Available data:
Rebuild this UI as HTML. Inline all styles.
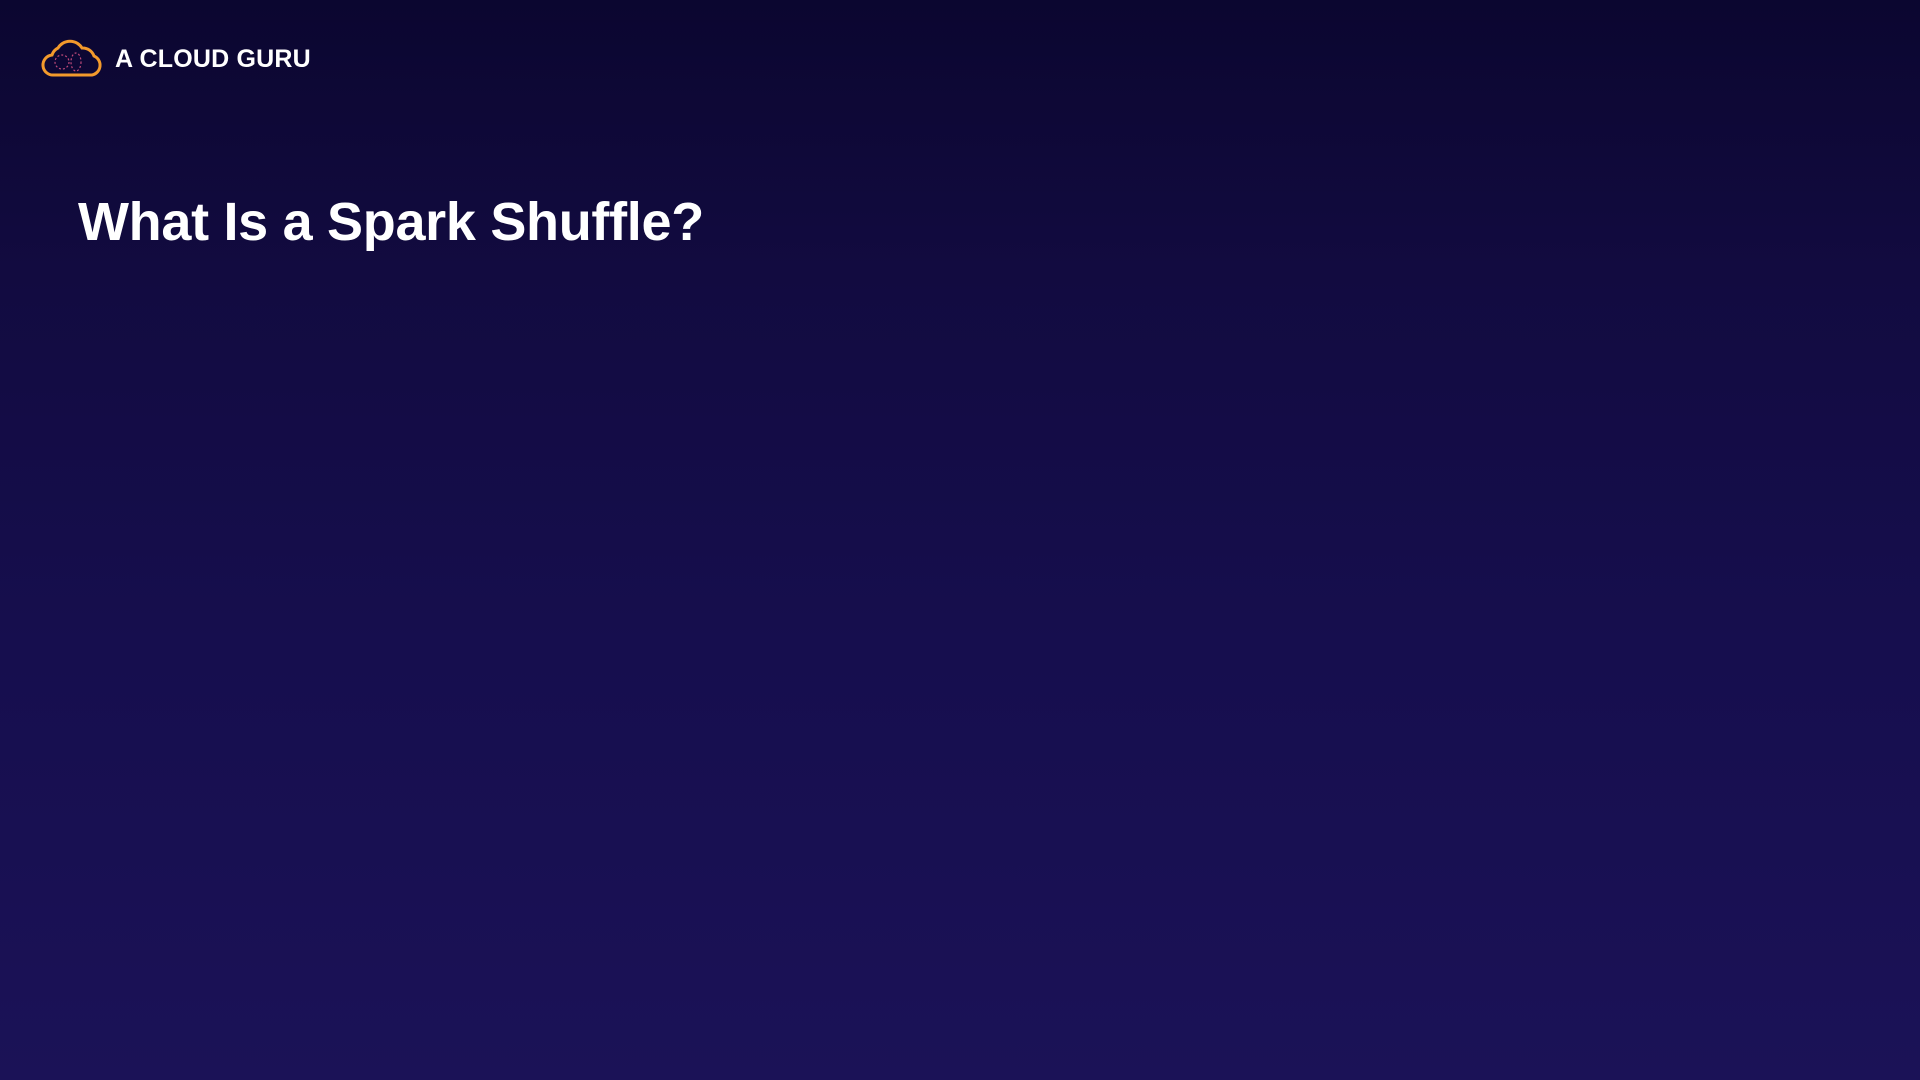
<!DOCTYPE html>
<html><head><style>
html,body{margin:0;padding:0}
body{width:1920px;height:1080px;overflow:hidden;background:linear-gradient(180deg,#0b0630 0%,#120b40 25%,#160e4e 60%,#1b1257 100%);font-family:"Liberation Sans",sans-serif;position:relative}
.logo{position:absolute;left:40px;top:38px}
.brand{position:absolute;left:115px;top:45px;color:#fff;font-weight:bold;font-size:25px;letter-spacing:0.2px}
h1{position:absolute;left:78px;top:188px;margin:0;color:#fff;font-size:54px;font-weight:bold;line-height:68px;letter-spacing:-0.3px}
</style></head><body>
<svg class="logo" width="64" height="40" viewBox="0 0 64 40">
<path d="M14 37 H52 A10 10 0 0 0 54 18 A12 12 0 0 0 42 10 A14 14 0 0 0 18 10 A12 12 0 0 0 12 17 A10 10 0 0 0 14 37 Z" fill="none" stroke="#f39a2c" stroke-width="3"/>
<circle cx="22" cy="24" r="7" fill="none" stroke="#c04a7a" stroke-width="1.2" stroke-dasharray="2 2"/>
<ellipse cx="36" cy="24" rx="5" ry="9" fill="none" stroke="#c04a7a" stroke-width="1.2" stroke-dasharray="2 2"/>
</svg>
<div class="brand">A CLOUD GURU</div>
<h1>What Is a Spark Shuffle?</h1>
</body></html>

What you have to do: From the data above, write out everything exactly except the pictures.

Solution for this exercise:
Rebuild this UI as HTML. Inline all styles.
<!DOCTYPE html>
<html><head><style>
html,body{margin:0;padding:0}
body{width:1920px;height:1080px;overflow:hidden;background:linear-gradient(180deg,#0b0630 0%,#120b40 25%,#160e4e 60%,#1b1257 100%);font-family:"Liberation Sans",sans-serif;position:relative}
.logo{position:absolute;left:40px;top:38px}
.brand{position:absolute;left:115px;top:45px;color:#fff;font-weight:bold;font-size:25px;letter-spacing:0.2px}
h1{position:absolute;left:78px;top:188px;margin:0;color:#fff;font-size:54px;font-weight:bold;line-height:68px;letter-spacing:-0.3px}
</style></head><body>
<svg class="logo" width="64" height="40" viewBox="0 0 64 40">
<path d="M14 37 H52 A10 10 0 0 0 54 18 A12 12 0 0 0 42 10 A14 14 0 0 0 18 10 A12 12 0 0 0 12 17 A10 10 0 0 0 14 37 Z" fill="none" stroke="#f39a2c" stroke-width="3"/>
<circle cx="22" cy="24" r="7" fill="none" stroke="#c04a7a" stroke-width="1.2" stroke-dasharray="2 2"/>
<ellipse cx="36" cy="24" rx="5" ry="9" fill="none" stroke="#c04a7a" stroke-width="1.2" stroke-dasharray="2 2"/>
</svg>
<div class="brand">A CLOUD GURU</div>
<h1>What Is a Spark Shuffle?</h1>
</body></html>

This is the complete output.